Weekly Fiscal Facts are provided to Wisconsin Newspaper Association members by the Wisconsin Policy Forum, the state’s leading resource for nonpartisan state and local government research and civic education. The Wisconsin Policy Forum logo can be downloaded here.
Local government debt in Wisconsin hit record levels in 2020, driven by low-interest rates, infrastructure needs, and a little-known incentive in state law.
At the end of 2020, cities, counties, and other local governments owed $11.04 billion, an increase of $566 million over the prior year and the most on record — even after adjusting for inflation and population growth. Total debt owed by local governments in Wisconsin rose in 2020 by 5.4%.
At the end of 2000, cities, villages, towns, and counties in Wisconsin together owed $5.23 billion in general obligation debt, the equivalent of $7.86 billion in 2020 dollars. By the end of 2020, the total debt in raw dollars had more than doubled, and had risen by 40.5% after adjusting for inflation.
Most of that increase was due to an increase in debt owed by the state’s 602 cities and villages, while counties have borrowed less heavily over the past decade. Though most debt is owed by cities, the fastest growth in debt since 2015 has been in Wisconsin towns.
Wisconsin Department of Revenue data used for this analysis data includes only general obligation (G.O.) debt, or debt that municipalities and counties have pledged their property tax levy and other local taxes to repay.
Several forces have pushed up local borrowing in recent years, including a need to replace aging infrastructure, update IT systems, and until recently, low-interest rates. The state’s limits on property tax levies may also lead to more borrowing.
State law limits the amount that local governments can raise property taxes annually for their operations to the rate of new construction in a community. The law, however, also provides an exception equal to the amount needed to make additional G.O. debt payments, giving towns and other local governments an incentive to borrow for expenses they previously might have paid with cash.
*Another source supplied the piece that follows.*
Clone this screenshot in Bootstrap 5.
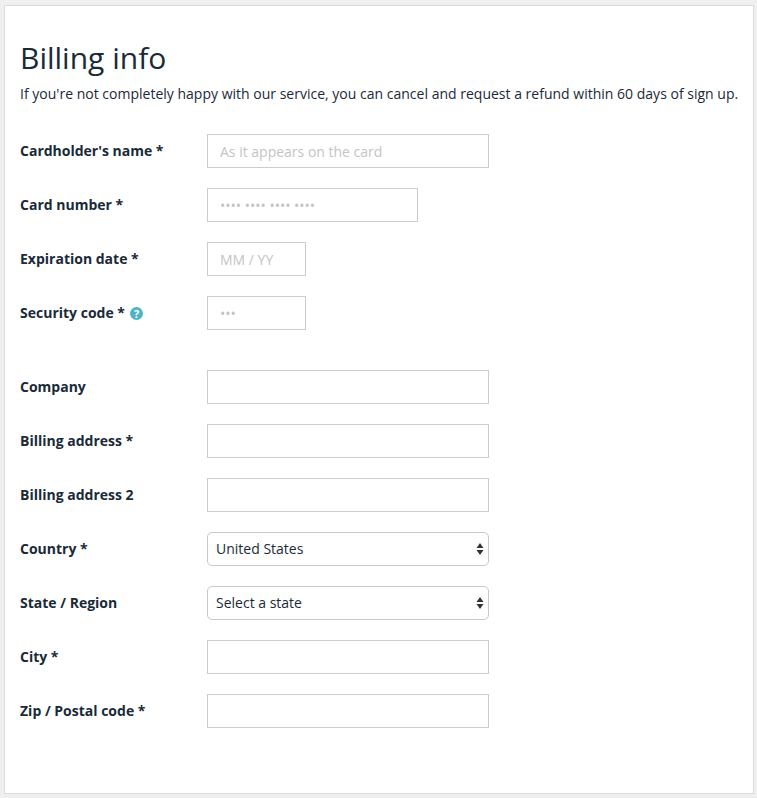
<!DOCTYPE html>
<html lang="en"><head><meta charset="utf-8">
<link href="https://cdn.jsdelivr.net/npm/bootstrap@5.3.0/dist/css/bootstrap.min.css" rel="stylesheet">
<style>
html,body{height:100%}
body{background:#efefef;font-family:"Open Sans","Noto Sans",sans-serif;color:#1a2a38;margin:0;overflow:hidden}
.sheet{background:#fff;border:1px solid #dcdcdc;margin:5px 3px 0 4px;height:789px;padding:31px 15px 0 15px}
.ttl{font-size:30px;font-weight:400;line-height:41px;margin:0 0 6px;color:#1a2a38}
.sub{font-size:14px;line-height:20px;margin:0 0 30px;white-space:nowrap;letter-spacing:.007px}
.fr{height:34px;margin-bottom:20px;display:flex;align-items:center}
.fr.gapb{margin-bottom:40px}
.lb{width:187px;flex:none;font-size:14px;font-weight:700;margin:0;color:#1a2a38;position:relative;top:-1px}
.ip{height:34px;border:1px solid #cccccc;border-radius:0;padding:0 12px;font-size:14px;font-family:inherit;box-shadow:none}
.ip::placeholder{color:#c4c4c4}
.w1{width:282px}.w2{width:211px}.w3{width:99px}
.sl{width:282px;height:34px;border:1px solid #c8c8c8;border-radius:5px;padding:0 8px 2px;font-size:14px;color:#1a2a38;background-color:#fff;background-image:url("data:image/svg+xml,%3Csvg xmlns='http://www.w3.org/2000/svg' width='8' height='14'%3E%3Cpath d='M4 1L7.500 6H.5zM4 13L.5 8h7z' fill='%23333'/%3E%3C/svg%3E");background-repeat:no-repeat;background-position:right 4px center;background-size:8px 14px}
.hlp{vertical-align:-2px;margin-left:1px}
</style></head><body>
<div class="sheet">
<h1 class="ttl">Billing info</h1>
<p class="sub">If you're not completely happy with our service, you can cancel and request a refund within 60 days of sign up.</p>
<form>
<div class="fr"><label class="lb">Cardholder's name *</label><input class="form-control ip w1" placeholder="As it appears on the card"></div>
<div class="fr"><label class="lb">Card number *</label><input class="form-control ip w2" placeholder="•••• •••• •••• ••••"></div>
<div class="fr"><label class="lb">Expiration date *</label><input class="form-control ip w3" placeholder="MM / YY"></div>
<div class="fr gapb"><label class="lb">Security code * <svg class="hlp" width="13" height="13" viewBox="0 0 13 13"><circle cx="6.500" cy="6.500" r="6.500" fill="#4fb3c8"/><text x="6.500" y="10.500" font-size="11" font-weight="700" text-anchor="middle" fill="#fff" font-family="Open Sans">?</text></svg></label><input class="form-control ip w3" placeholder="•••"></div>
<div class="fr"><label class="lb">Company</label><input class="form-control ip w1"></div>
<div class="fr"><label class="lb">Billing address *</label><input class="form-control ip w1"></div>
<div class="fr"><label class="lb">Billing address 2</label><input class="form-control ip w1"></div>
<div class="fr"><label class="lb">Country *</label><select class="form-select sl"><option>United States</option></select></div>
<div class="fr"><label class="lb">State / Region</label><select class="form-select sl"><option>Select a state</option></select></div>
<div class="fr"><label class="lb">City *</label><input class="form-control ip w1"></div>
<div class="fr"><label class="lb">Zip / Postal code *</label><input class="form-control ip w1"></div>
</form>
</div>
<script src="https://cdn.jsdelivr.net/npm/bootstrap@5.3.0/dist/js/bootstrap.bundle.min.js"></script>
</body></html>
One positive development is that recent robust growth in property values has significantly increased the capacity of local governments to repay their debts, given Wisconsin’s model of heavy reliance on property taxes to fund local governments. However, currently rising interest rates could create new challenges by increasing the costs of new debt and slowing the growth in property values.
The trend of rising debt is not entirely negative. Debt is an essential tool for local governments, and many may have benefited in recent years by using previously low-interest rates to help address their infrastructure needs. Yet for years, the Forum has warned that rising debt levels could start to crowd out other spending on key local services such as public safety. In some large cities such as Milwaukee, that fear already is becoming a reality.
Policymakers may want to consider a range of options to slow the growth in local debt, from incentivizing local governments to team up on capital projects and purchases such as a new road or fire engine to giving local governments more flexibility in raising revenues.